Energy-Transmission Price Correlation
Turns out, transmission project spending in PJM has been more attractive as power prices dropped.
I was recently poking around in the treasure trove that is Monitoring Analytics State of the Market report for PJM (yeah, I know, I’m a thrill seeker), initially looking for data on wholesale price trends and the relationship between energy and capacity prices. But, what I found is something interesting about transmission.
But, let’s start at the beginning.
It is widely believed that energy and capacity market prices are negatively correlated, meaning when energy market prices drop, capacity market prices increase, and vice versa. This is explained because a generator’s capacity bid is comprised of eligible fixed costs, net of energy market revenues. So, all things being equal, when energy market prices (and therefore generator revenues) drop, the generator’s capacity market bid should increase in order to maintain revenue adequacy.
However, the capacity price that wholesale energy customers pay relates to the overall capacity market clearing price. The clearing price is impacted by individual generator bids and other factors such as the amount of resources needed, reserve requirements, competitive new entry, etc. Given the oversupply situation in PJM (e.g. NERC’s summer reliability report indicated PJM has a 33% anticipated reserve margin, which is 20 percentage points higher than its planning reference margin), I was interested to understand how oversupply impacts the energy-capacity price correlation.
So, I looked at the 2018 Q1 SOTM report, which has annual wholesale power prices broken down by category on an inflation-adjusted basis, back to 1999 (see Table 1-11). When I plotted the data the graph showed something I didn’t expect, a significant rise in the portion of wholesale energy price related to transmission (see the grey segments in the top graphic).

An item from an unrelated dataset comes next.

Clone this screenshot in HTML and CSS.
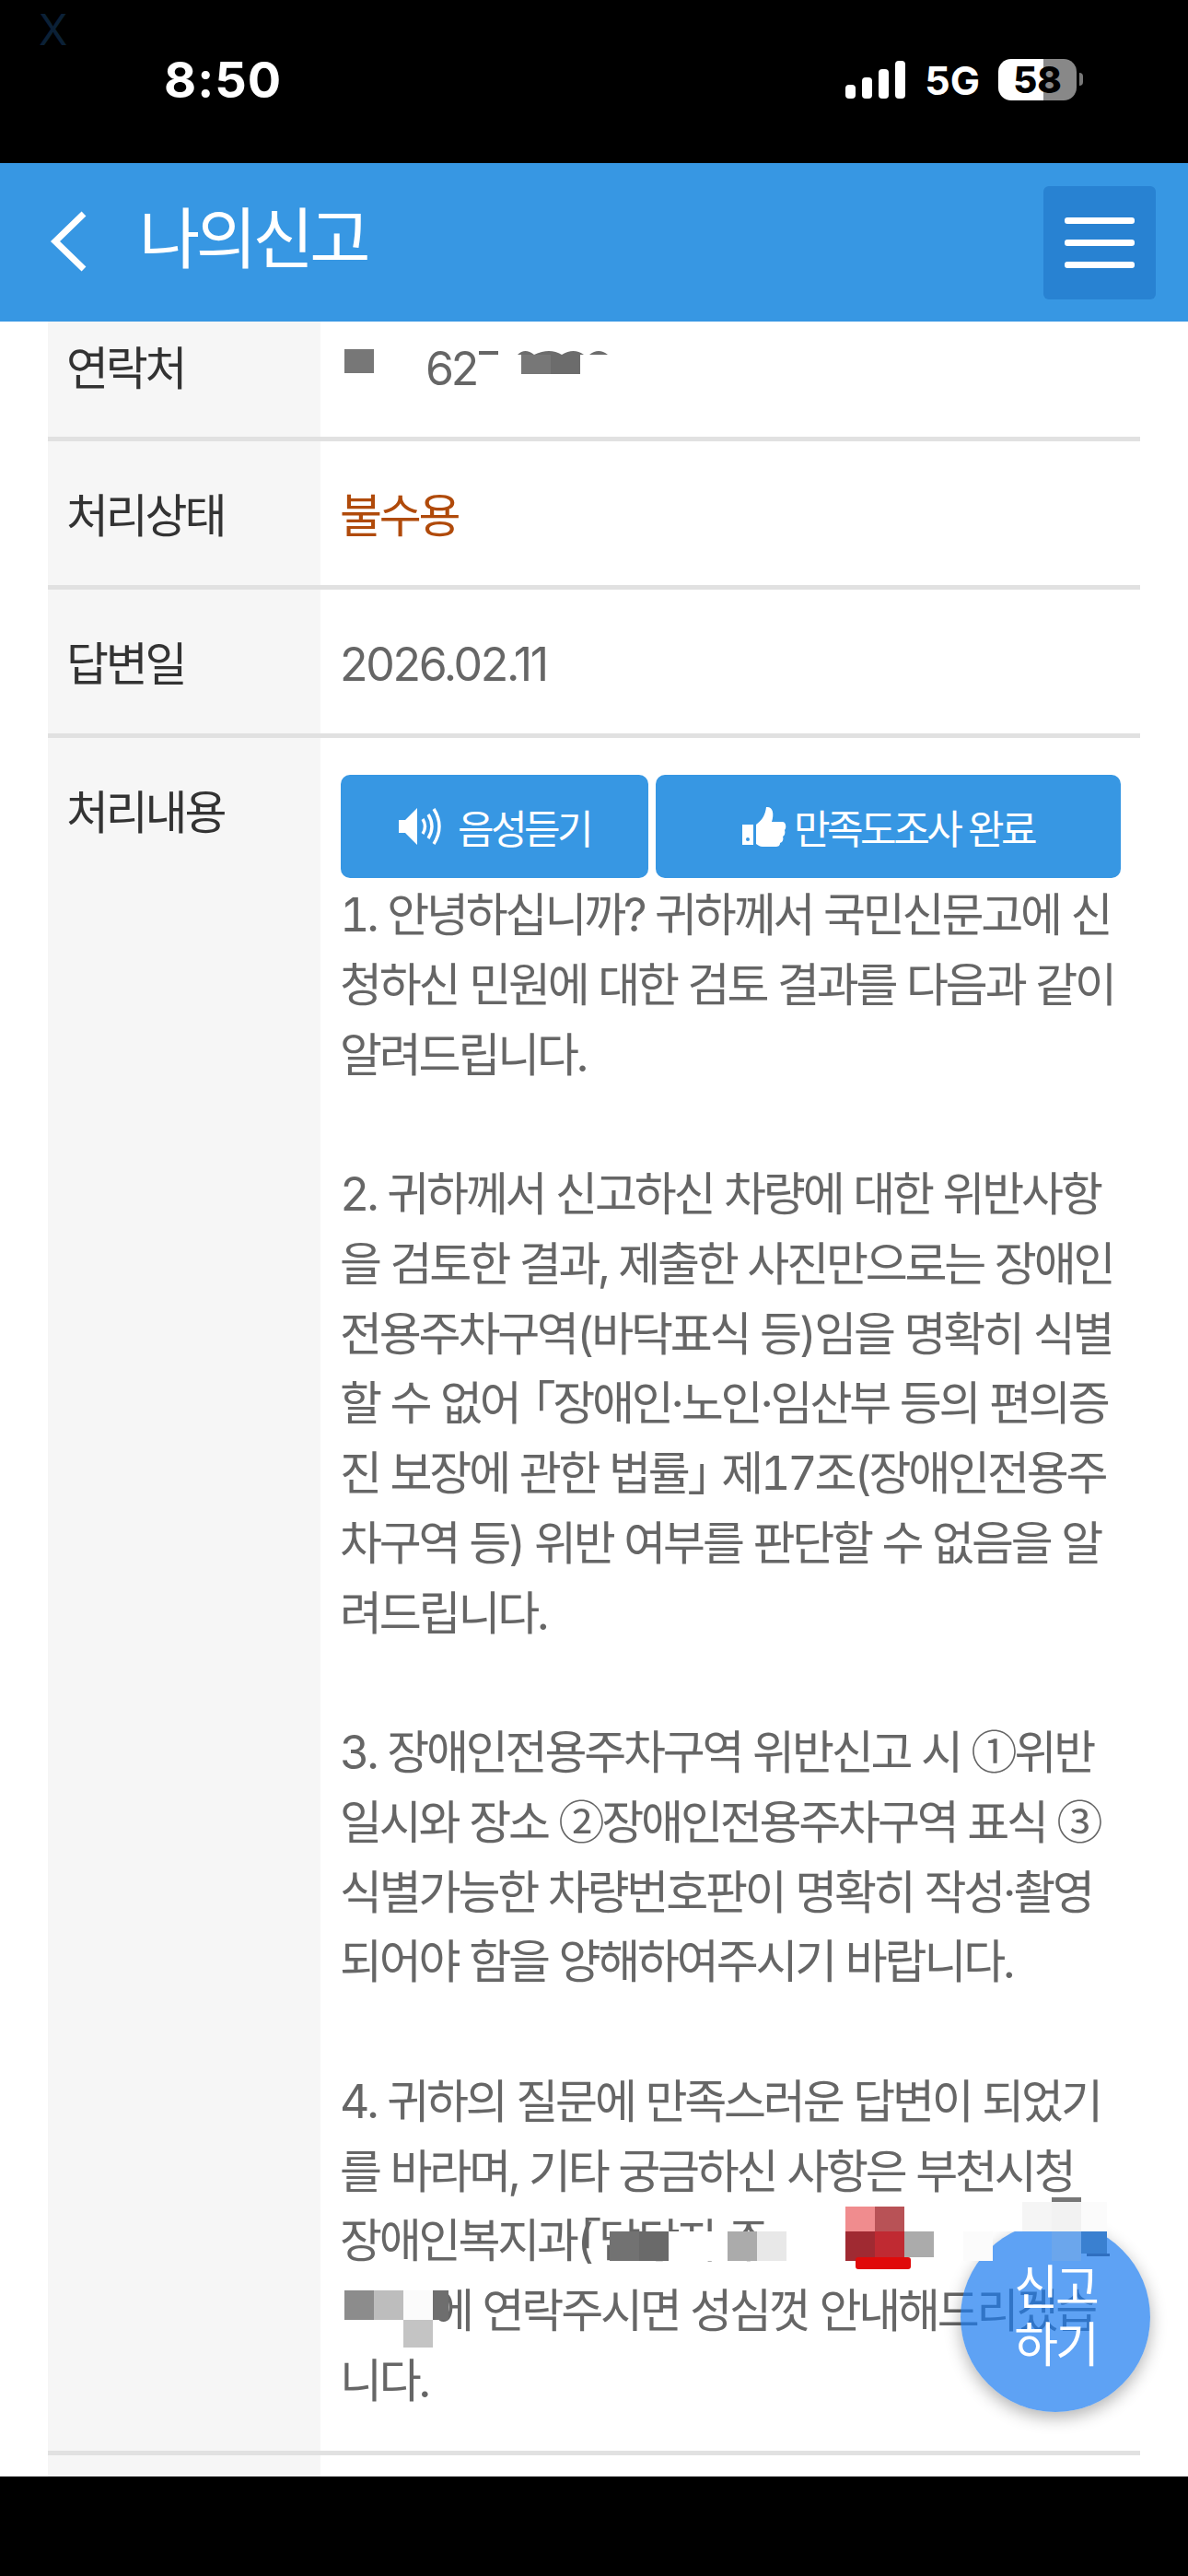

So, on an inflation-adjusted basis, wholesale power customers on average paid about $3.19 per MWh for transmission costs between 1999 – 2013. However, between 2014 – 2017, on an inflation-adjusted basis average transmission costs to consumers increased about 70% to $5.41 per MWh. So, what happened? (more on this soon)
Also intriguing are the correlation coefficients. Correlation coefficients measure the relationship (in direction and strength) between two variables, with 1 indicating a perfect positive relationship, and -1 showing a perfect negative relationship. What I found is between 1999 – 2017, the negative relationship between energy and transmission price was very strong (-0.76) – meaning decreases in the price of energy were strongly associated with increases in the price for transmission – and the negative relationship between energy and capacity prices was quite weak (-0.35).
Owing to my initial inquiry, perhaps the energy-capacity correlation has been weakened due to competitive new entry? Where, in a low energy price environment, generators have had to increase capacity market bids only to see the capacity clearing price drop as low-price supply enters the market (in droves). Therefore, capacity prices do not increase as significantly in response to low energy prices. Seems logical.
But, what is going on with transmission?
It seems transmission, not capacity, has been more inversely responsive to energy price changes. But, there is no real transmission “market” so-to-speak, let alone an established linkage between energy and transmission costs.
One guess would be that with all that generator new market entry comes the need to expand transmission.
But, I’m not sure, so I poked around a bit. In this stunning graph from the EIA (right), it seems utility transmission investments in PJM have skyrocketed in recent years, doubling or tripling investment levels seen in most other NERC regions.
EEI notes that nationally, transmission investments are increasing to replace or upgrade aging infrastructure, to harden the system, to integrate renewables, and to improve reliability and security compliance. But, why is investment so much greater in PJM?
Well, we know PJM’s competitive power markets haven’t been lucrative lately and some vertically integrated companies have or are shifting away from merchant generation and towards regulated returns – like transmission and distribution (e.g. PPL, First Energy).
I’m not well versed in transmission policy, but it looks like “supplemental projects” (see slide #3) in PJM – those not needed for reliability, market efficiency, or public policy drivers (e.g. renewable energy projects) – may be one explanation for the increased spending. These projects do not require PJM board approval, are not competitive, and are generally used to address aging infrastructure, system hardening, and new customer service.
Well, it turns out I am way late to this party. In February 2018, FERC issued an Order finding supplemental project planning processes conducted by transmission owners in PJM were not consistent with FERC Order 890, and required changes to be made to meet compliance.
So, no, I haven’t figured out something new/cool. It just looks like this energy-transmission relationship is explained by rational business behavior enabled by policy. Moreover, given FERC’s Order, it is likely the trend will not continue.